Linker-assisted composite of MoS2 and g-C3N5: sunlight-driven efficient photocatalytic hydrogen production

Abstract

A photocatalyst capable of harnessing direct sunlight for producing hydrogen through water splitting is the need of the hour. In this work, this is achieved by depositing hydrothermally prepared MoS₂ over APTES-modified, nitrogen-rich graphitic carbon nitride (g-C₃N₅) to form a heterostructure. This heterojunction composite demonstrates elevated rates of hydrogen evolution via a triethylamine-assisted photocatalytic reaction, as evidenced by both photoelectrochemical and photocatalytic performances. The optimized sample of 5% MoS₂/g-C₃N₅ composite accomplished photocatalytic hydrogen production of 1184.4 µmol g⁻¹ h⁻¹ under a solar simulator and 3184 µmol g⁻¹ h⁻¹ when exposed to direct sunlight. A high cathodic current density (−321 µA cm⁻² for 5% MoS₂/g-C₃N₅, at 0.0 V vs.

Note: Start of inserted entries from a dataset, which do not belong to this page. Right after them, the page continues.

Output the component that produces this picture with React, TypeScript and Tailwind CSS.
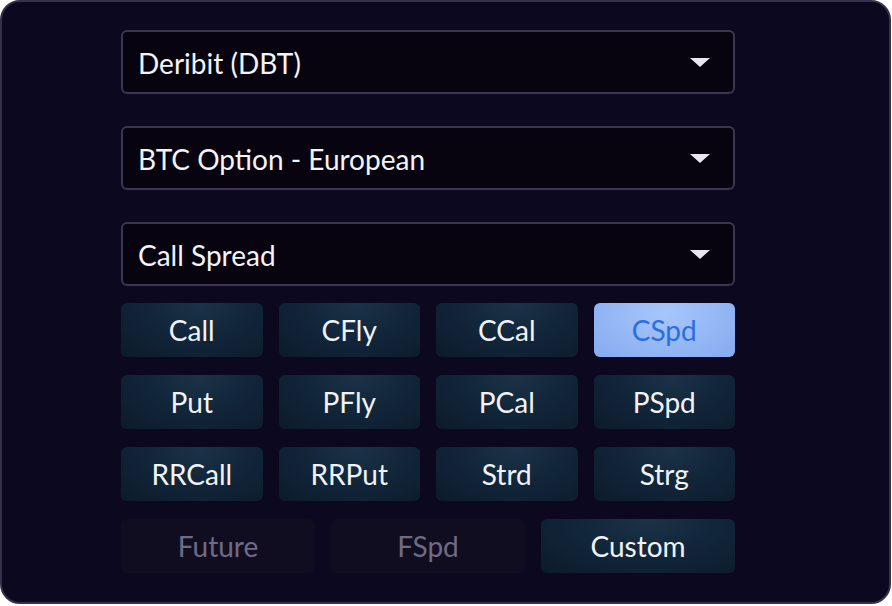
import React from "react";

const Caret = () => (
  <svg width="20" height="9" viewBox="0 0 20 9" className="shrink-0">
    <path d="M0 0 L20 0 L10 9 Z" fill="#e8e6ee" />
  </svg>
);

const Select = ({ label }: { label: string }) => (
  <div className="flex h-[64px] items-center justify-between rounded-[6px] border-2 border-[#3b3650] bg-[#07040f] pl-[15px] pr-[23px]">
    <span className="pt-[1px] text-[28px] leading-none text-[#f4f3f8]">{label}</span>
    <Caret />
  </div>
);

type BtnKind = "normal" | "active" | "disabled";

const Btn = ({ label, kind = "normal" }: { label: string; kind?: BtnKind }) => {
  const cls =
    kind === "active"
      ? "bg-[radial-gradient(ellipse_at_50%_20%,#a7c6fb_0%,#8fb3f3_70%,#86abef_100%)] text-[#2b6ee2]"
      : kind === "disabled"
      ? "bg-[#100d20] text-[#6f6b85]"
      : "bg-[radial-gradient(ellipse_at_55%_0%,#1a3349_0%,#12263a_45%,#0c1b2b_100%)] text-[#f1f3f7]";
  return (
    <div
      className={`flex h-[54px] items-center justify-center rounded-[6px] text-[28px] leading-none ${cls}`}
    >
      {label}
    </div>
  );
};

export default function App() {
  return (
    <div className="h-[606px] w-[892px] bg-white" style={{ fontFamily: "Lato, 'Open Sans', sans-serif" }}>
      <div className="h-[604px] w-[891px] rounded-[20px] border-2 border-[#35314a] bg-[#0c0820] pl-[119px] pt-[28px]">
        <div className="flex w-[614px] flex-col">
          <div className="flex flex-col gap-[32px]">
            <Select label="Deribit (DBT)" />
            <Select label="BTC Option - European" />
            <Select label="Call Spread" />
          </div>
          <div className="mt-[17px] grid grid-cols-4 gap-x-[16px] gap-y-[18px]">
            <Btn label="Call" />
            <Btn label="CFly" />
            <Btn label="CCal" />
            <Btn label="CSpd" kind="active" />
            <Btn label="Put" />
            <Btn label="PFly" />
            <Btn label="PCal" />
            <Btn label="PSpd" />
            <Btn label="RRCall" />
            <Btn label="RRPut" />
            <Btn label="Strd" />
            <Btn label="Strg" />
          </div>
          <div className="mt-[18px] grid grid-cols-3 gap-x-[16px]">
            <Btn label="Future" kind="disabled" />
            <Btn label="FSpd" kind="disabled" />
            <Btn label="Custom" />
          </div>
        </div>
      </div>
    </div>
  );
}
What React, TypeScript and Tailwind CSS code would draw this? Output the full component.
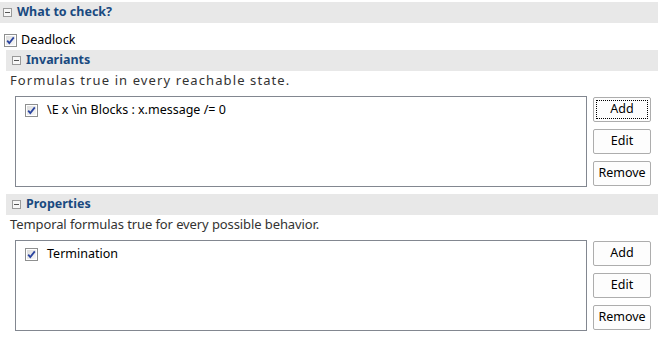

RHE) in linear sweep voltammetry (LSV) and an immediate current response in a transient current study during photoelectrochemical hydrogen evolution reactions (PEC HER) validate its high efficacy for hydrogen evolution. A significant increase in light absorption, charge separation, and charge carrier migration in the composite accounts for the enhancement in photoactivity. The study provides a roadmap for the construction of stable g-C₃N₅ composites with transition metal chalcogenides for green hydrogen production.